King James besieged Tantallon again in 1529 but this time he blockade the castle by land and sea. He then starved and bribed the garrison into surrender. The 'Red' Douglas fled into English exile while Tantallon was repaired by the King and only returned to Scotland in 1542 after the King's death. Douglas then used Tantallon as a safe haven for the English Ambassador Ralph Sadler to distribute bribes to various Scots nobles to secure the proposed marriage of the infant Mary Queen of Scots (1542-1567) to the English Prince Edward. When these bribes failed and Sadler fled to Berwick escorted by Douglas, the English resorted to fire and sword burning villages, castles and Abbeys throughout the kingdom from 1544 to 1549. So the days were known as the wars of the 'Rough Wooing'.

In the Lothians and borders in 1544 Melrose, Newbattle and Haddington were all burnt by the invading English.

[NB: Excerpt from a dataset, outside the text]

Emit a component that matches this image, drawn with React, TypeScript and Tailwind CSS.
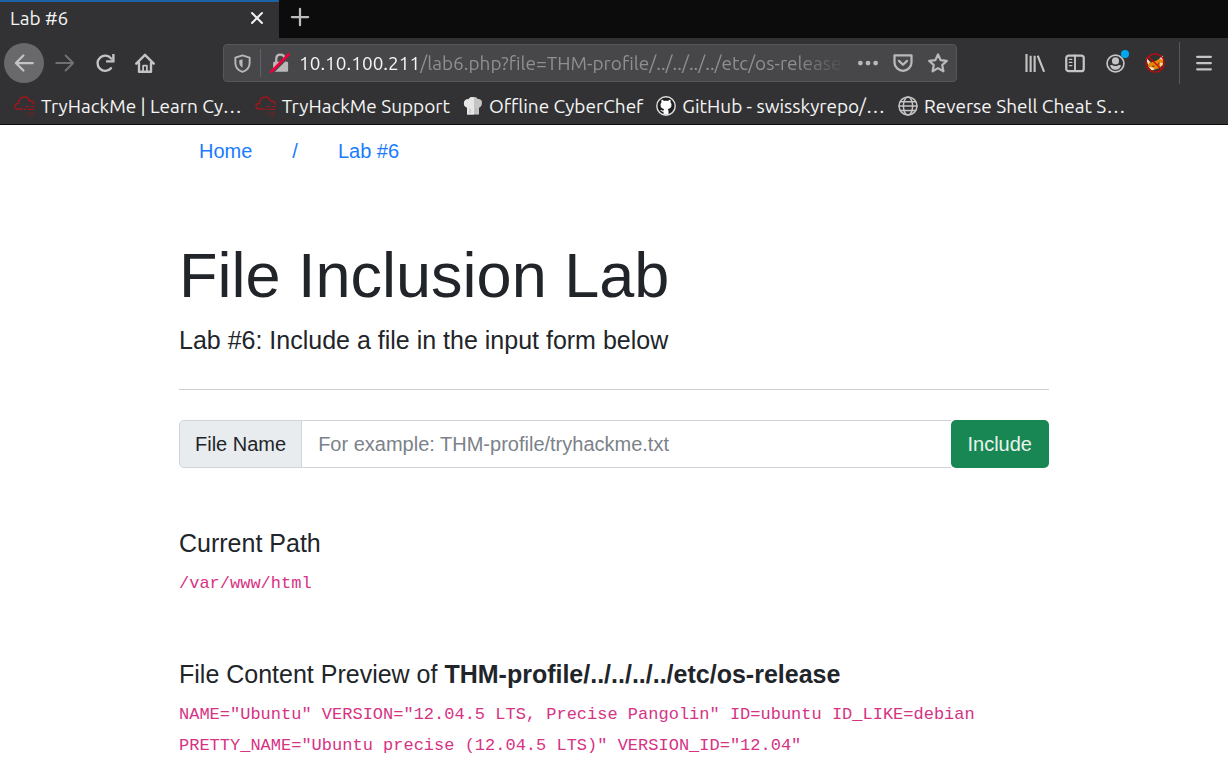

Likely the North Berwick Nunnery also suffered during these times, as it is recorded in 1548 the Prioress, Margaret Hume I "in consideration of £2,000 received for repair and rebuilding of the Monastery, granted to her brother Alexander Hume, the conventh demesne lands of Heuch, extending to 23 and one half husband lands, with the North Meadow and the Law." In 1597 the one remaining nun, Margaret Donaldson "concurred with the Prioress (Margaret Hume II) in the last acts for dissolution of the Monastery." By 1598 the nunnery "mansions, manor-place, houses, biggings and yairds" were in the hands of Sir Alexander Hume. It was he who built the oblong Towerhouse probably cannibalising stone from the surrounding ruins. But by the 1800's it too was abandoned and suffered the indignity of having its roof and stones stolen to build other buildings nearby in North Berwick.